In response to an action to enforce the standards set forth in §63.11880, you may assert an affirmative defense to a claim for civil penalties for violations of such standards that are caused by malfunction, as defined at 40 CFR 63.2. Appropriate penalties may be assessed, however, if you fail to meet your burden of proving all of the requirements in the affirmative defense. The affirmative defense shall not be available for claims for injunctive relief.

(a) Evidence. To establish the affirmative defense in any action to enforce such a standard, you must timely meet the notification requirements in paragraph (b) of this section, and must prove by a preponderance of evidence that:

(1) The violation:

(i) Was caused by a sudden, infrequent, and unavoidable failure of air pollution control and monitoring equipment, process equipment, or a process to operate in a normal or usual manner.

(ii) Could not have been prevented through careful planning, proper design or better operation and maintenance practices.

(iii) Did not stem from any activity or event that could have been foreseen and avoided, or planned for.

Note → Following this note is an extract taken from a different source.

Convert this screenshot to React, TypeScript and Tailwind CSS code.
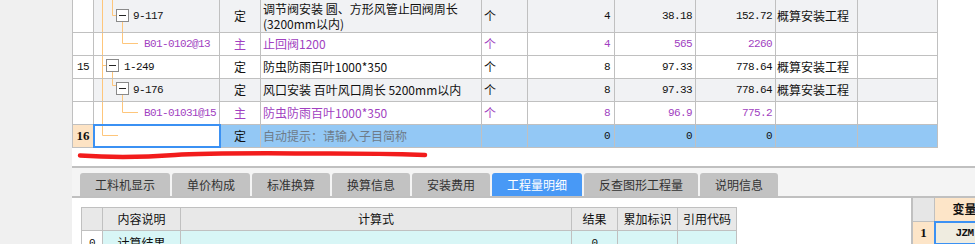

(iv) Were not part of a recurring pattern indicative of inadequate design, operation or maintenance.

(2) Repairs were made as expeditiously as possible when violation occurred. Off-shift and overtime labor were used, to the extent practicable to make these repairs.

(3) The frequency, amount and duration of the violation (including any bypass) were minimized to the maximum extent practicable.

(4) If the violation resulted from a bypass of control equipment or a process, then the bypass was unavoidable to prevent loss of life, personal injury, or severe property damage.

(5) All possible steps were taken to minimize the impact of the violations on ambient air quality, the environment and human health.

(6) All emissions monitoring and control systems were kept in operation if at all possible, consistent with safety and good air pollution control practices.

(7) All of the actions in response to the violations were documented by properly signed, contemporaneous operating logs.

(8) At all times, the affected source was operated in a manner consistent with good practices for minimizing emissions.

(9) A written root cause analysis has been prepared, the purpose of which is to determine, correct, and eliminate the primary causes of the malfunction and the violations resulting from the malfunction event at issue. The analysis shall also specify, using best monitoring methods and engineering judgment, the amount of excess emissions that were the result of the malfunction.

(b) Report. The owner or operator seeking to assert an affirmative defense shall submit a written report to the Administrator in the compliance report required by §63.11985(b) with all necessary supporting documentation, that it has met the requirements set forth in this section.

§63.11896   What am I required to do if I make a process change at my affected source?

If you make a process change to an existing affected source that does not meet the criteria to become a new affected source in §63.11870(d), you must comply with the requirements in paragraph (a) of this section and the testing and reporting requirements in paragraphs (c) and (d) of this section. If you make a process change to a new affected source, you must comply with the requirements in paragraph (b) of this section and the testing and reporting requirements in paragraphs (c) and (d) of this section. Refer to §63.12005 for the definition of process changes.

(a) You must demonstrate that the changed process unit or component of the affected facility is in compliance with the applicable requirements for an existing affected source. You must demonstrate initial compliance with the emission limits and establish any applicable operating limits in §63.11880 within 180 days of the date of start-up of the changed process unit or component of the affected facility. You must demonstrate compliance with any applicable work practice standards upon startup of the changed process unit or component of the affected facility.

(b) You must demonstrate that all changed emission points are in compliance with the applicable requirements for a new affected source. You must demonstrate initial compliance with the emission limits and establish any applicable operating limits in §63.11880 within 180 days of the date of startup of the changed process unit or component of the affected facility. You must demonstrate compliance with any applicable work practice standards upon startup of the changed process unit or component of the affected facility.

(c) For process changes, you must demonstrate continuous compliance with your emission limits and standards, operating limits, and work practice standards according to the procedures and frequency in §§63.11910 through 63.11980.

(d) For process changes, you must submit the report specified in §63.11985(b)(4)(iii).